Uçun kuşlar uçun,
Özgürlük olun.
Eriyin yüce dağların karı,
Özgürlük olun.
Bağırın çocuklar bağırın,
İsyan olun. Utansın zulüm.
Utansın en ölümcül silahların mermisi.
Çamur yağdırın ebabiller
Tüm savaşların üstüne. Mutlu yarınlarımız olsun,
Toprak ana emzirsin barışı
Kocaman memeleriyle. Güvercinler konsun
Zeytin dallarına milyonlarca. Şölen olsun yaşamak. (Mimar Uğur UNAN) Ailemizde çok özel bir yere sahip olan Üstad, Mimar Uğur babamızın dizeleriyle selamlıyorum bugün sizleri.
Merhaba * Çocuktuk.
Pamuk tarlalarında o beyaz altınları salma su ile sulardık. Su boldu. Kuraklık yoktu. Mandal başından suyu koyuverdik mi, çıkınları açardık. Çökelek, zeytin, domates, biber, zeytinyağı ve tuz karışımlı çingene pilavıyla öğle yemeğimizi yerdik.
Afiyetle. Bir de üstüne testiyle içilen buz gibi İsabeyli suyu.
Şükrederdik.
Ağırlık basardı.
Bazen kıl heybenin üzerine kıvrılıverirdik. Sinekler uyandırana kadar şekerleme yapardık.
Yarım saatçik o çulunun üstündeki uyku meğer hayatımızın en kaliteli, en tatlı, en saf uykusuymuş.
Yıllar geçti teknoloji dediğimiz şey geliştikçe gelişti. Önce "Tek yastıkta kocayın" dedikleri işlemeli yastıklar ayrıldı. Yapay elyaflar girdi hayatımıza.
Viskoleks yataklar.
Çift yaylı yataklar.
Vücuduna göre sekil alan yataklar ve en pahalı yataklar. O zamanki bir eşek heybesinin verdiği rahatlığı vermiyor bize şimdi.
Hal böyle iken benim için teknoloji o kadar da iyi bir şey değilmiş. O çulun üzerinde ne kaliteli hayaller kurulurdu gök yüzüne bakarken. Birçok hayallerimizi gerçekleştirdik belki ama en önemlisi de iyi bir baba olduk galiba. Yaşam tarzımız çoğu insandan farklıydı bizim. Sevme şeklimiz değişikti.
Kimileri sevgisinin etrafında duvarlar örer iken biz salıverdik sınırsız, hudutsuz sevdik toprağı, böceği, tabiatı.
Evet toprağı sevdik, çünkü topraktandık.
Yeşilde huzuru bulduk, kara bulutlarda hüznü.

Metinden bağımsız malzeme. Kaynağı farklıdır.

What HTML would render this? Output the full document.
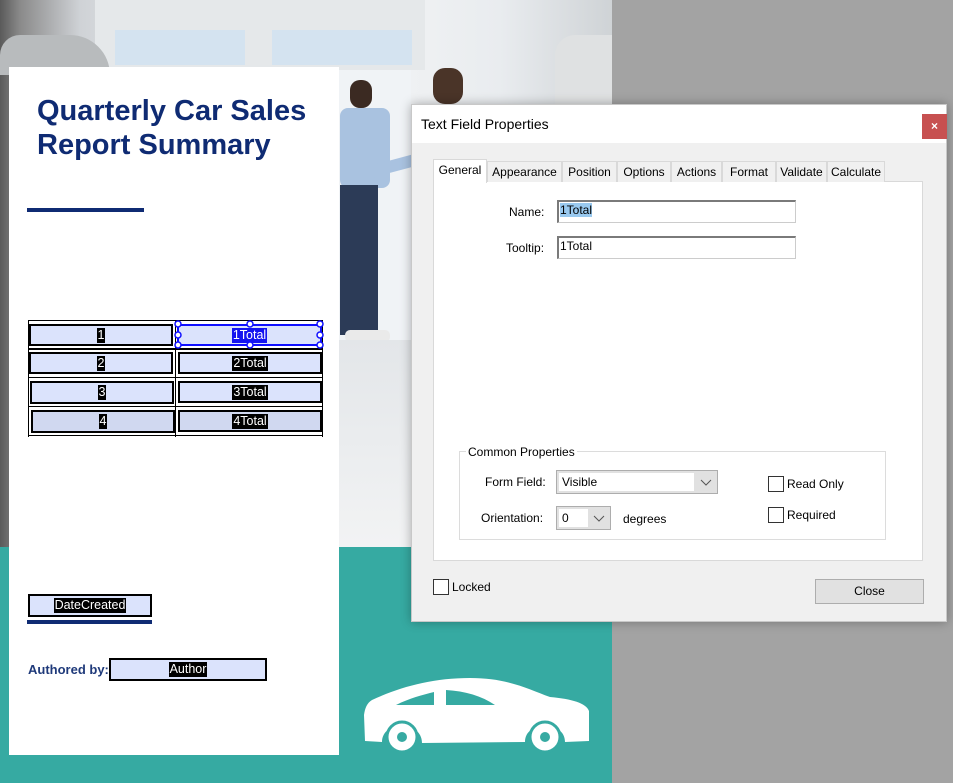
<!DOCTYPE html>
<html><head><meta charset="utf-8"><style>
*{box-sizing:border-box;margin:0;padding:0}
body{width:953px;height:783px;position:relative;overflow:hidden;background:#a3a3a3;font-family:"Liberation Sans",sans-serif}
.abs{position:absolute}
.ui{font-family:"Liberation Sans",sans-serif;font-size:12px;color:#000}
.fld{position:absolute;background:#dbe3fc;border:2px solid #000;display:flex;align-items:center;justify-content:center}
.fld span{background:#000;color:#fff;font-size:12.5px;line-height:15px;padding:0 1px}
.tab{position:absolute;top:161px;height:21px;border:1px solid #d9d9d9;border-bottom:none;background:#f0f0f0;font-size:12px;text-align:center;line-height:20px}
.inp{position:absolute;background:#fff;border:1px solid #ccc;border-top:2px solid #7a7a7a;border-left:2px solid #7a7a7a;font-size:12px;padding-left:1px;line-height:17px}
.cb{position:absolute;width:16px;height:16px;border:1px solid #333;background:#fff}
.sel{position:absolute;border:1px solid #adadad;background:#e1e1e1}
.sel .w{position:absolute;left:2px;top:2px;bottom:2px;background:#fff;padding-left:3px;font-size:12px;line-height:18px}
</style></head><body>
<div class="abs" style="left:0;top:0;width:612px;height:547px;background:linear-gradient(90deg,#5a5a5a 0,#8a8a8a 20px,#cfd2d6 80px,#eef0f2 200px,#f4f5f6 340px,#e9ecef 500px,#cfd3d6 612px)"></div>
<div class="abs" style="left:95px;top:0;width:330px;height:70px;background:#e5e8ea"></div>
<div class="abs" style="left:115px;top:30px;width:130px;height:35px;background:#d4e3f0"></div>
<div class="abs" style="left:272px;top:30px;width:140px;height:35px;background:#d4e3f0"></div>
<div class="abs" style="left:0;top:35px;width:110px;height:40px;background:#b8bbbd;border-radius:20px 40px 0 0"></div>
<div class="abs" style="left:339px;top:70px;width:72px;height:270px;background:#f0f3f6"></div>
<div class="abs" style="left:350px;top:80px;width:22px;height:28px;background:#3b2a22;border-radius:10px"></div>
<div class="abs" style="left:340px;top:108px;width:50px;height:80px;background:#a9c2e0;border-radius:8px"></div>
<div class="abs" style="left:370px;top:160px;width:45px;height:12px;background:#a9c2e0;transform:rotate(-15deg)"></div>
<div class="abs" style="left:340px;top:185px;width:38px;height:150px;background:#2c3b57"></div>
<div class="abs" style="left:345px;top:330px;width:45px;height:12px;background:#eaeaea;border-radius:5px"></div>
<div class="abs" style="left:433px;top:68px;width:30px;height:36px;background:#4a3428;border-radius:12px"></div>
<div class="abs" style="left:555px;top:35px;width:57px;height:70px;background:#dfe1e2;border-radius:20px 0 0 0"></div>
<div class="abs" style="left:339px;top:340px;width:72px;height:207px;background:linear-gradient(180deg,#e3e6e9,#f2f3f4)"></div>
<div class="abs" style="left:0;top:547px;width:612px;height:236px;background:#36aaa2"></div>
<svg class="abs" style="left:360px;top:675px" width="235" height="85" viewBox="0 0 235 85">
<path fill="#fff" d="M12 25 C40 12 72 3 110 3 C148 3 168 14 190 22 C212 24 226 28 229 36 L229 66 L205 67 C205 45 165 45 165 67 L62 68 C62 45 22 45 22 67 L5 66 L4 40 C5 33 7 28 12 25Z"/>
<path fill="#36aaa2" d="M36 30 C50 23 62 20 74 17 L74 30Z M86 15 L86 30 L135 30 C122 21 105 16 86 15Z"/>
<circle cx="42" cy="62" r="15" fill="#fff" stroke="#36aaa2" stroke-width="3"/><circle cx="42" cy="62" r="5" fill="#36aaa2"/>
<circle cx="185" cy="62" r="15" fill="#fff" stroke="#36aaa2" stroke-width="3"/><circle cx="185" cy="62" r="5" fill="#36aaa2"/>
</svg>
<div class="abs" style="left:9px;top:67px;width:330px;height:688px;background:#fff"></div>
<div class="abs" style="left:37px;top:94px;font-size:29px;font-weight:bold;color:#0f2b73;line-height:34px">Quarterly Car Sales<br>Report Summary</div>
<div class="abs" style="left:27px;top:208px;width:117px;height:4px;background:#0f2b73"></div>
<div class="abs" style="left:28px;top:320px;width:295px;height:117px;border-left:1px solid #000;border-right:1px solid #000;border-top:1px solid #000"></div>
<div class="abs" style="left:175px;top:320px;width:1px;height:117px;background:#000"></div>
<div class="abs" style="left:28px;top:348px;width:295px;height:2px;border-top:1px solid #000;border-bottom:1px solid #000"></div>
<div class="abs" style="left:28px;top:377px;width:295px;height:1px;background:#000"></div>
<div class="abs" style="left:28px;top:406px;width:295px;height:1px;background:#000"></div>
<div class="abs" style="left:28px;top:435px;width:295px;height:1px;background:#000"></div>
<div class="fld" style="left:29px;top:324px;width:144px;height:22px"><span>1</span></div>
<div class="fld" style="left:29px;top:352px;width:144px;height:22px"><span>2</span></div>
<div class="fld" style="left:30px;top:381px;width:144px;height:23px"><span>3</span></div>
<div class="fld" style="left:31px;top:410px;width:144px;height:23px;background:#d0d8f0"><span>4</span></div>
<div class="fld" style="left:177px;top:324px;width:145px;height:22px;border-color:#1010ff"><span style="background:#1414f0">1Total</span></div>
<div class="fld" style="left:178px;top:352px;width:144px;height:22px"><span>2Total</span></div>
<div class="fld" style="left:178px;top:381px;width:144px;height:22px"><span>3Total</span></div>
<div class="fld" style="left:178px;top:410px;width:144px;height:22px;background:#d0d8f0"><span>4Total</span></div>
<svg class="abs" style="left:172px;top:320px" width="156" height="32"><g fill="#fff" stroke="#1010ff" stroke-width="1.5"><circle cx="6" cy="4" r="3"/><circle cx="78" cy="4" r="3"/><circle cx="148" cy="4" r="3"/><circle cx="6" cy="15" r="3"/><circle cx="148" cy="15" r="3"/><circle cx="6" cy="25" r="3"/><circle cx="78" cy="25" r="3"/><circle cx="148" cy="25" r="3"/></g></svg>
<div class="fld" style="left:28px;top:594px;width:124px;height:23px"><span>DateCreated</span></div>
<div class="abs" style="left:27px;top:620px;width:125px;height:4px;background:#0f2b73"></div>
<div class="abs" style="left:28px;top:662px;font-size:13px;font-weight:bold;color:#1f3a7a">Authored by:</div>
<div class="fld" style="left:109px;top:658px;width:158px;height:23px"><span>Author</span></div>
<div class="abs ui" style="left:411px;top:104px;width:536px;height:518px;background:#f0f0f0;border:1px solid #c8c8c8;box-shadow:0 0 10px rgba(0,0,0,.3)">
<div class="abs" style="left:0;top:0;width:534px;height:38px;background:#fff"></div>
<div class="abs" style="left:9px;top:11px;font-size:14px">Text Field Properties</div>
<div class="abs" style="left:510px;top:9px;width:25px;height:25px;background:#c75050;color:#fff;text-align:center;line-height:24px;font-size:12px;font-weight:bold">×</div>
</div>
<div class="abs" style="left:433px;top:181px;width:490px;height:380px;background:#fff;border:1px solid #d9d9d9"></div>
<div class="tab" style="left:433px;top:159px;width:54px;height:24px;background:#fff;line-height:21px">General</div>
<div class="tab" style="left:487px;width:75px">Appearance</div>
<div class="tab" style="left:562px;width:55px">Position</div>
<div class="tab" style="left:617px;width:54px">Options</div>
<div class="tab" style="left:671px;width:51px">Actions</div>
<div class="tab" style="left:722px;width:54px">Format</div>
<div class="tab" style="left:776px;width:51px">Validate</div>
<div class="tab" style="left:827px;width:58px">Calculate</div>
<div class="abs ui" style="left:509px;top:205px">Name:</div>
<div class="inp" style="left:557px;top:200px;width:239px;height:23px"><span style="background:#99c9ef">1Total</span></div>
<div class="abs ui" style="left:506px;top:241px">Tooltip:</div>
<div class="inp" style="left:557px;top:236px;width:239px;height:23px">1Total</div>
<div class="abs" style="left:459px;top:451px;width:427px;height:89px;border:1px solid #dcdcdc"></div>
<div class="abs ui" style="left:466px;top:445px;background:#fff;padding:0 2px">Common Properties</div>
<div class="abs ui" style="left:485px;top:475px">Form Field:</div>
<div class="sel" style="left:556px;top:470px;width:162px;height:24px"><div class="w" style="width:135px">Visible</div><svg class="abs" style="left:143px;top:8px" width="12" height="8"><path d="M1 1 L6 6 L11 1" fill="none" stroke="#555"/></svg></div>
<div class="abs ui" style="left:481px;top:511px">Orientation:</div>
<div class="sel" style="left:556px;top:506px;width:55px;height:24px"><div class="w" style="width:29px">0</div><svg class="abs" style="left:36px;top:8px" width="12" height="8"><path d="M1 1 L6 6 L11 1" fill="none" stroke="#555"/></svg></div>
<div class="abs ui" style="left:623px;top:512px">degrees</div>
<div class="cb" style="left:768px;top:476px"></div><div class="abs ui" style="left:787px;top:477px">Read Only</div>
<div class="cb" style="left:768px;top:507px"></div><div class="abs ui" style="left:787px;top:508px">Required</div>
<div class="cb" style="left:433px;top:579px"></div><div class="abs ui" style="left:452px;top:580px">Locked</div>
<div class="abs ui" style="left:815px;top:579px;width:109px;height:25px;background:#e1e1e1;border:1px solid #adadad;text-align:center;line-height:23px">Close</div>
</body></html>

Kapıldık çoğu zaman bir kelebeğin kanatlarındaki özgürlüğe, hayran olduk renklerine, uçuştaki ahenge. Zaman zaman hüzünlendirse de bizi hayat,
Bir gün sonrasında güneşin yeniden doğacağını biliyorduk. Onun için hep umutla yaşadık, var olduk. Sağlıcakla.